Diamond Producers Association to Audit Synthetic Diamond Detection Machines
Post Date: 28 Feb 2017 Viewed: 1283
As the diamond market is flooded with a lot of synthetic diamond detection and screening machines, Diamond Producers Association (DPA), a consortium of leading diamond mining companies in the world, plans to audit synthetic detectors to help the industry navigate its way through a broad choice of machines.
Industry sources said the issue of undisclosed mixing of synthetic diamonds with natural diamond parcels has caught the world's attention in the recent past. Diamond traders and consumers across the world are wary of purchasing diamonds without certification.

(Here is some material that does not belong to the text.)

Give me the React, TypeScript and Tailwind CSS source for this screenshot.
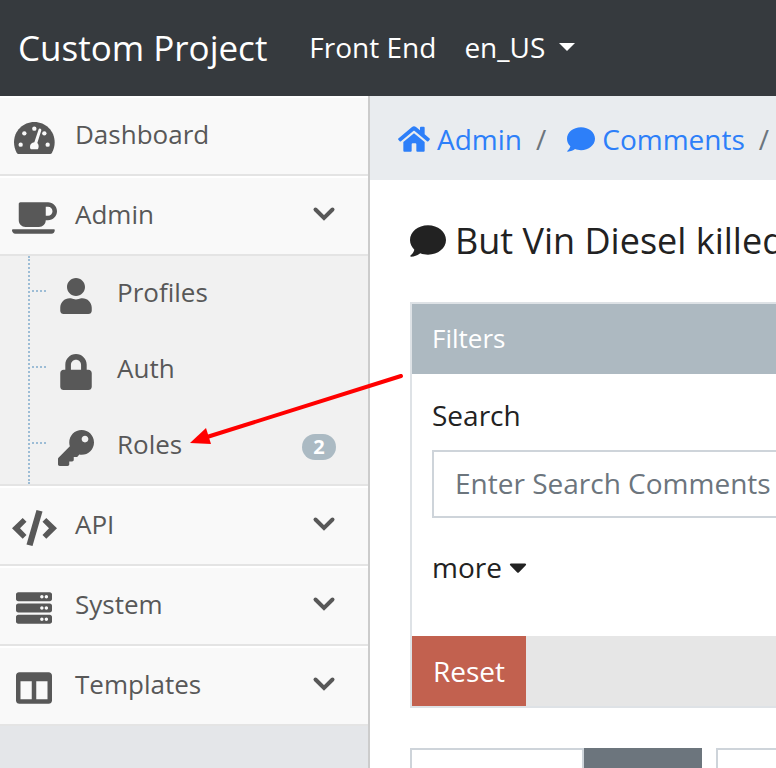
import type { ReactNode } from "react";
import {
  FaCoffee,
  FaUser,
  FaLock,
  FaKey,
  FaServer,
  FaColumns,
  FaCaretDown,
} from "react-icons/fa";

function GaugeIcon() {
  return (
    <svg viewBox="0 0 123 96" className="h-8 w-[41px]" fill="currentColor" aria-hidden="true">
      <path d="M61 0C27 0 0 27 0 61c0 11 3 22 8 31 2 3 4 4 7 4h92c3 0 5-1 7-4 5-9 8-20 8-31C122 27 95 0 61 0z" />
      <g fill="#f9f9f9">
        <circle cx="61" cy="20" r="6.500" />
        <circle cx="31" cy="34" r="6.500" />
        <circle cx="91" cy="34" r="6.500" />
        <circle cx="20" cy="68" r="6.500" />
        <circle cx="101" cy="68" r="6.500" />
        <path d="M74 22c1-5 9-3 8 3L70 63c4 4 5 10 3 16-1 3-2 3-4 3H53c-3 0-5-2-5-7 0-8 5-13 13-14z" />
      </g>
    </svg>
  );
}

function CodeIcon() {
  return (
    <svg viewBox="0 0 45 36" className="h-9 w-[45px]" fill="currentColor" aria-hidden="true">
      <path d="M0 18.300 10.700 8 14.500 11.700 8 18.300 14.500 25 10.700 28.800z" />
      <path d="M45 18.300 34.300 8 30.500 11.700 37 18.300 30.500 25 34.300 28.800z" />
      <path d="M24.500 0 30.500 1.500 20.500 36 14.500 34.500z" />
    </svg>
  );
}

function HomeIcon() {
  return (
    <svg viewBox="0 0 96 78" className="h-[26px] w-8" fill="currentColor" aria-hidden="true">
      <path d="M2 37 42 3c4-3 8-3 12 0l12 10V5c0-2 1-3 3-3h8c2 0 3 1 3 3v20l14 12c2 1 2 3 1 4l-4 5c-1 1-3 1-4 0L50 15c-1-1-3-1-4 0L9 46c-1 1-3 1-4 0l-4-5c-1-1-1-3 1-4z" />
      <path d="M48 22 80 48v26c0 2-1 3-3 3H58c-2 0-3-1-3-3V55c0-2-1-3-3-3h-8c-2 0-3 1-3 3v19c0 2-1 3-3 3H19c-2 0-3-1-3-3V48z" />
    </svg>
  );
}

function CommentIcon({ className }: { className: string }) {
  return (
    <svg viewBox="0 0 108 94" className={className} fill="currentColor" aria-hidden="true">
      <path d="M54 0C24 0 0 20 0 44c0 12 5 21 13 29-2 7-6 13-11 17-2 2-1 4 1 4 12 0 21-5 28-10 7 3 15 4 23 4 30 0 54-20 54-44S84 0 54 0z" />
    </svg>
  );
}

function Chevron() {
  return (
    <svg viewBox="0 0 24 16" className="h-4 w-6" fill="none" stroke="currentColor" strokeWidth="4" strokeLinecap="round" aria-hidden="true">
      <path d="M3.500 3.500 12 12l8.500-8.500" />
    </svg>
  );
}

function MenuItem({ icon, label, expandable = true }: { icon: ReactNode; label: string; expandable?: boolean }) {
  return (
    <a
      href="#"
      className="flex h-20 items-start border-t-2 border-b-2 border-t-white border-b-[#e4e4e4] bg-[#f9f9f9] pr-8"
    >
      <span className="mt-[18px] flex h-11 w-[68px] items-center justify-center">{icon}</span>
      <span className="mt-4 ml-[7px] grow leading-10">{label}</span>
      {expandable && (
        <span className="mt-7">
          <Chevron />
        </span>
      )}
    </a>
  );
}

function SubItem({ icon, label, badge }: { icon: ReactNode; label: string; badge?: string }) {
  return (
    <li className="flex h-19 items-start pr-8">
      <span className="mt-[34px] ml-0.5 w-3.5 border-t-2 border-dotted border-[#9dbdd6]" />
      <a href="#" className="flex grow items-start">
        <span className="mt-[22px] flex h-9 w-15 items-center justify-center">{icon}</span>
        <span className="mt-4 ml-[11px] grow leading-10">{label}</span>
        {badge && (
          <span className="mt-[26px] h-[26px] w-[34px] rounded-full bg-[#abbac3] text-center text-xl leading-[26px] font-bold text-white">
            {badge}
          </span>
        )}
      </a>
    </li>
  );
}

function Sidebar() {
  return (
    <nav className="w-[370px] shrink-0 border-r-2 border-[#ccc] bg-[#e4e6e9] text-[26px] text-[#585858]">
      <MenuItem icon={<GaugeIcon />} label="Dashboard" expandable={false} />
      <MenuItem icon={<FaCoffee className="h-9 w-[45px]" />} label="Admin" />
      <div className="border-b-2 border-[#e4e4e4] bg-[#f1f1f1] pl-7">
        <ul className="border-l-2 border-dotted border-[#9dbdd6]">
          <SubItem icon={<FaUser size={36} />} label="Profiles" />
          <SubItem icon={<FaLock size={36} />} label="Auth" />
          <SubItem icon={<FaKey size={36} />} label="Roles" badge="2" />
        </ul>
      </div>
      <MenuItem icon={<CodeIcon />} label="API" />
      <MenuItem icon={<FaServer size={36} />} label="System" />
      <MenuItem icon={<FaColumns size={36} />} label="Templates" />
    </nav>
  );
}

function Breadcrumb() {
  return (
    <nav aria-label="Breadcrumb" className="flex h-[84px] items-center bg-[#e9ecef] pt-0.5 pl-7 whitespace-nowrap">
      <a href="#" className="flex items-center gap-[7px] text-[#2d7ff9]">
        <HomeIcon />
        Admin
      </a>
      <span className="pr-[21px] pl-3.5 text-[#6c757d]">/</span>
      <a href="#" className="flex items-center gap-[7px] text-[#2d7ff9]">
        <CommentIcon className="h-[25px] w-7" />
        Comments
      </a>
      <span className="px-3.5 text-[#6c757d]">/</span>
    </nav>
  );
}

function Filters() {
  return (
    <form className="border-2 border-[#dee2e6]">
      <h2 className="h-[70px] bg-[#adb9c1] px-5 text-[26px] leading-[68px] font-medium text-white">Filters</h2>
      <div className="h-[262px] px-5 pt-5">
        <label htmlFor="search" className="block leading-[42px]">
          Search
        </label>
        <input
          id="search"
          type="text"
          placeholder="Enter Search Comments"
          className="mt-3.5 block h-17 w-full border-2 border-[#ced4da] bg-white px-[21px] pb-0.5 placeholder:text-[#6c757d]"
        />
        <button type="button" className="mt-7 flex items-center leading-[42px]">
          more
          <FaCaretDown size={28} className="ml-0.5" />
        </button>
      </div>
      <div className="flex h-[70px] bg-[#e6e6e6]">
        <button type="reset" className="w-[114px] bg-[#c2614f] font-medium text-white">
          Reset
        </button>
      </div>
    </form>
  );
}

export default function App() {
  return (
    <div className="relative flex h-screen flex-col overflow-hidden bg-white font-['Open_Sans','Noto_Sans',sans-serif] text-[28px] text-[#222]">
      <header className="flex h-24 shrink-0 items-center bg-[#363a3e] pl-[18px] whitespace-nowrap text-white">
        <a href="#" className="text-[35px]">
          Custom Project
        </a>
        <div className="ml-[42px] flex gap-7 pb-0.5 font-medium">
          <a href="#">Front End</a>
          <button type="button" className="flex items-center gap-3.5">
            en_US
            <svg viewBox="0 0 16 8" className="h-2 w-4" fill="currentColor" aria-hidden="true">
              <path d="M0 0h16L8 8z" />
            </svg>
          </button>
        </div>
      </header>
      <div className="flex grow">
        <Sidebar />
        <main className="min-w-[640px] grow">
          <Breadcrumb />
          <div className="px-10">
            <h1 className="flex h-[122px] items-center gap-[9px] text-4xl whitespace-nowrap">
              <CommentIcon className="h-8 w-9 shrink-0" />
              But Vin Diesel killed
            </h1>
            <Filters />
            <div className="mt-10 flex">
              <input type="text" aria-label="Page" className="h-17 w-[174px] shrink-0 border-2 border-[#ced4da]" />
              <button type="button" aria-label="Go" className="w-[118px] shrink-0 bg-[#6c757d]" />
              <input type="text" aria-label="Limit" className="ml-3.5 h-17 w-0 grow border-2 border-[#ced4da]" />
            </div>
          </div>
        </main>
      </div>
      <svg viewBox="0 0 216 72" className="pointer-events-none absolute top-[374px] left-[189px] h-[72px] w-[216px]" aria-hidden="true">
        <path d="M18 63 212 2" stroke="#f00" strokeWidth="4" strokeLinecap="round" />
        <path d="M1 69 17 54 22 70z" fill="#f00" />
      </svg>
    </div>
  );
}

DPA will be forming a committee of representatives from major industry organizations, including India, to lay a groundwork for an independent laboratory that will test diamond-screening devices currently being sold in the market and publish its results. This move will help the trade to effectively identify authentic and reliable technology to combat undisclosed mixing of synthetic or lab-grown diamonds.
"This is a DPA initiative that responds to an obvious need that all in the trade recognize, and aims to do it in a concerted and efficient manner without duplication of work," Jean-Marc Lieberherr, chief executive officer of the DPA, recently told Rapaport.
At least five different companies or laboratories produce devices for screening diamonds, while the number of actual products is more than double that figure. Devices vary in terms of ease of use and the size of diamonds they can test, while the purchase prices range from $4,000 to $350,000, according to research by Surat-based DRC Techno, which itself produces three different screening machines.
Some equipment can only identify stones grown from chemical vapour deposition (CVD), while other can only pick out high-pressure, high-temperature (HPHT) diamonds, and a few can do both.
Official sources said the DPA has requested a budget of $60 million from its seven members this year for all its operations, Ernie Blom, president of World Federation of Diamond Bourses, had stated at a press conference in Mumbai this week. While De Beers and ALROSA are expected to contribute $25 million each, other member companies will split the remaining $10 million between them.